De derde reden is wat speculatief. Deze houdt in dat als de regering dan toch moet gaan hervormen, ze dit ook meteen grondig kan doen. Het biedt de kans om iets te doen aan de in internationaal opzicht extreem ongelijke vermogensverdeling in Nederland. Dit door niet alleen de grondslag van de heffing te vervangen – van forfaitair rendement naar gerealiseerd rendement, maar ook de tarieven van de heffing te verhogen. Wanneer dit ruimhartig gebeurt, kan na enige tijd de vermogensverdeling minder ongelijk worden. Als de extra belastingopbrengsten dan ook nog eens gebruikt worden om de marginale druk op arbeidsinkomen te verlichten, slaat de regering zelfs twee vliegen in één klap: een minder ongelijke vermogensverdeling en een beter functionerende arbeidsmarkt.

Elk nadeel heeft zijn voordeel, ook een kerstcadeau waar niet iedereen blij van wordt.

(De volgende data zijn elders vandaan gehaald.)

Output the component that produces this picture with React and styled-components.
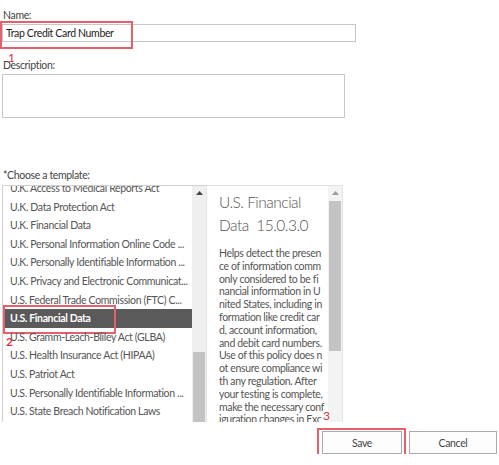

Dr. Ed Westerhout - verbonden aan het departement Tax Economics van het Fiscaal Instituut Tilburg en aan het Centraal Planbureau.

Voetnoten:
1. Voor een vlijmscherpe analyse van de juridische aspecten zie Dusarduijn, S. (2022), Het Kerstarrest: de vlijmscherpe rafels van een doorgehakte knoop, MBB: Belastingbeschouwingen: Onafhankelijk Maandblad voor Belastingrecht en Belastingpraktijk 8, blz. 4-20. 
2. Dat kan bijvoorbeeld door het forfaitaire rendement te baseren op een voortschrijdend gemiddelde van gerealiseerde rentes of rendementen, zoals bijna tien jaar geleden voorgesteld door de Commissie-Van Dijkhuizen: Commissie inkomstenbelasting en toeslagen, 2013, Naar een activerender belastingstelsel – Eindrapport. 
3. Zie Fagereng, A., L. Guiso, D. Malacrino en L. Pistaferri (2020), Heterogenity and Persistence in Returns to Wealth, Econometrica 88, blz. 115-170. Op basis van data van de Noorse belastingadministratie concluderen zij dat het rendement op vermogen positief gecorreleerd is met het vermogen. 
4. Zie Harding, M. en M. Marten (2018), Statutory tax rates on dividends, interest and capital gains: The debt equity bias at the personal level, OECD Taxation Working Papers 34.